Modelling blood vessel growth
Speaker Roeland Merks (CWI) talks about modelling blood vessel growth and the role of contact-inhibited chemotaxis.
Location: CWI, room M279
Modelling de novo and sprouting blood vessel growth: role of contact-inhibited chemotaxis
Blood vessels form either when dispersed endothelial cells (the cells lining the inner walls of fully-formed blood vessels) organize into a vessel network (vasculogenesis), or by sprouting or splitting of existing blood vessels (angiogenesis). Although these mechanisms are closely related biologically, no current model explains both phenomena with a single biophysical mechanism. Most computational models describe sprouting at the level of the blood vessel, ignoring how cell behavior drives branch splitting during sprouting.
We present a cell-based simulation based on plausible behaviors of endothelial cells.

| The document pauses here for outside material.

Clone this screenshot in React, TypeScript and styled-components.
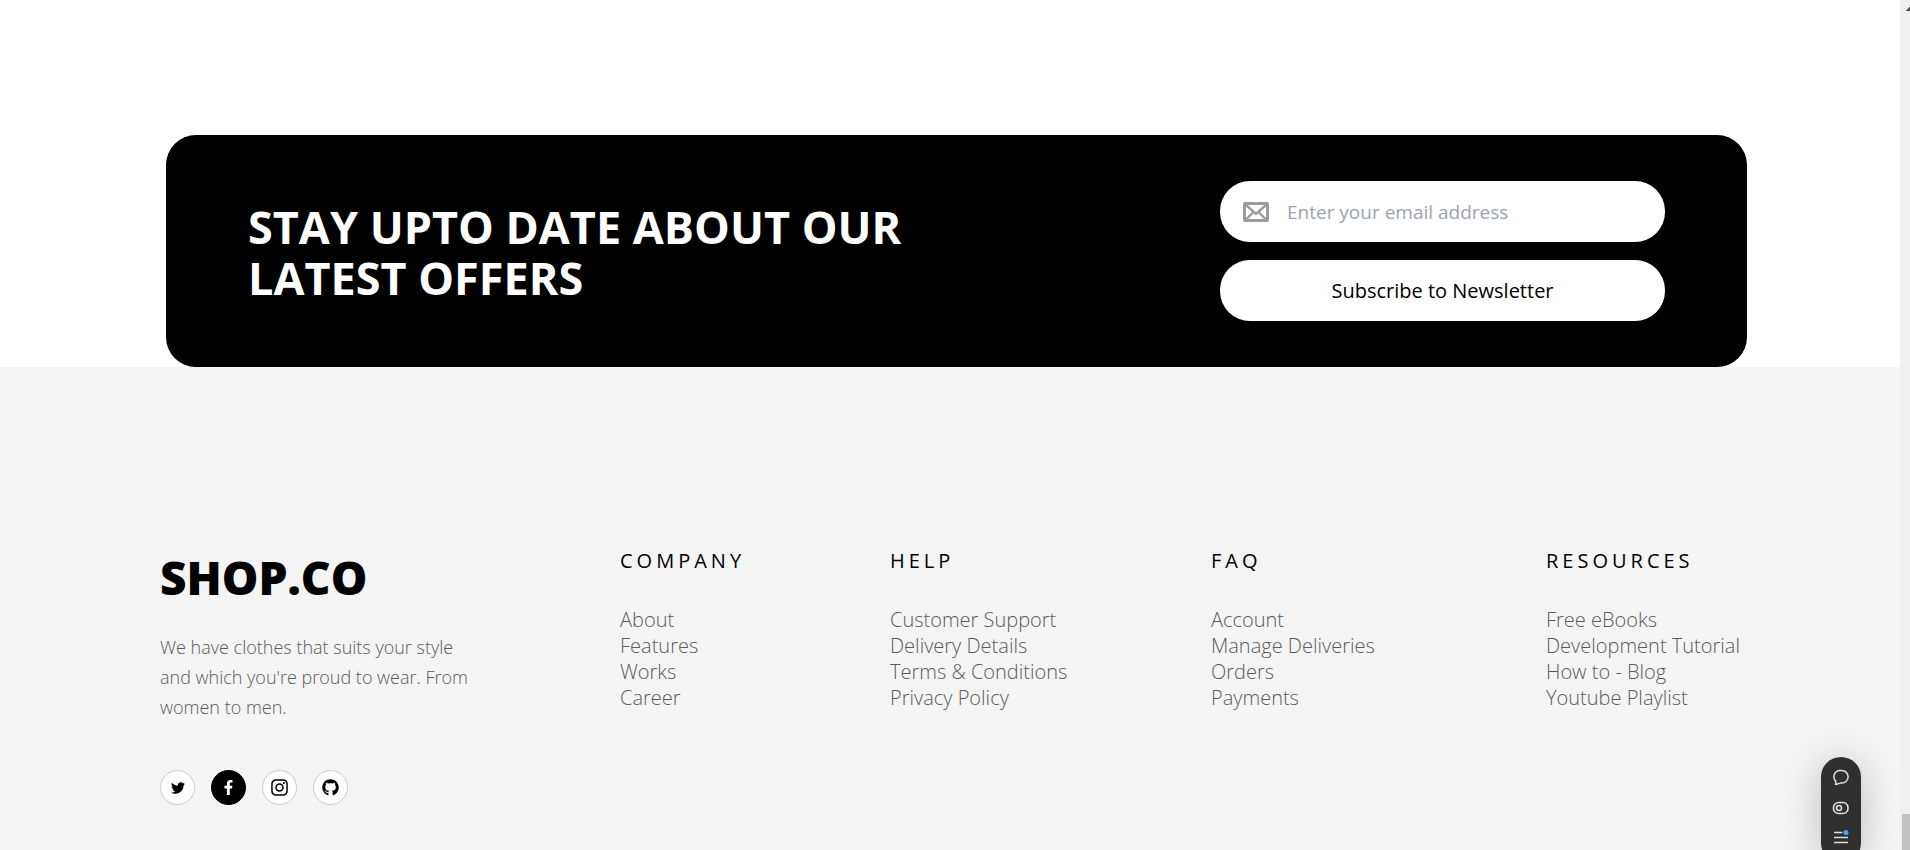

The endothelial cells secrete a chemoattractant, which attracts other endothelial cells. As in the classic Keller-Segel model, chemotaxis causes cells to aggregate into isolated clusters. However, adding adhesion-driven contact inhibition of chemotaxis causes cells to organize into networks and cell aggregates to sprout, reproducing aspects of both de novo and sprouting blood-vessel growth. We discuss two branching instabilities responsible for our results.
Cells at the surface of the cell clusters attempting to migrate to the center of the clusters, produce a buckling-type instability. In a model variant that eliminates the surface normal force, a dissipative mechanism drives sprouting, with the secreted chemical acting both as a chemoattrant and as an inhibitor of pseudopod extension. The branching instabilities responsible for our results, which result from contact inhibition of chemotaxis, are both generic developmental mechanisms and interesting examples of unusual types of patterning instabilities.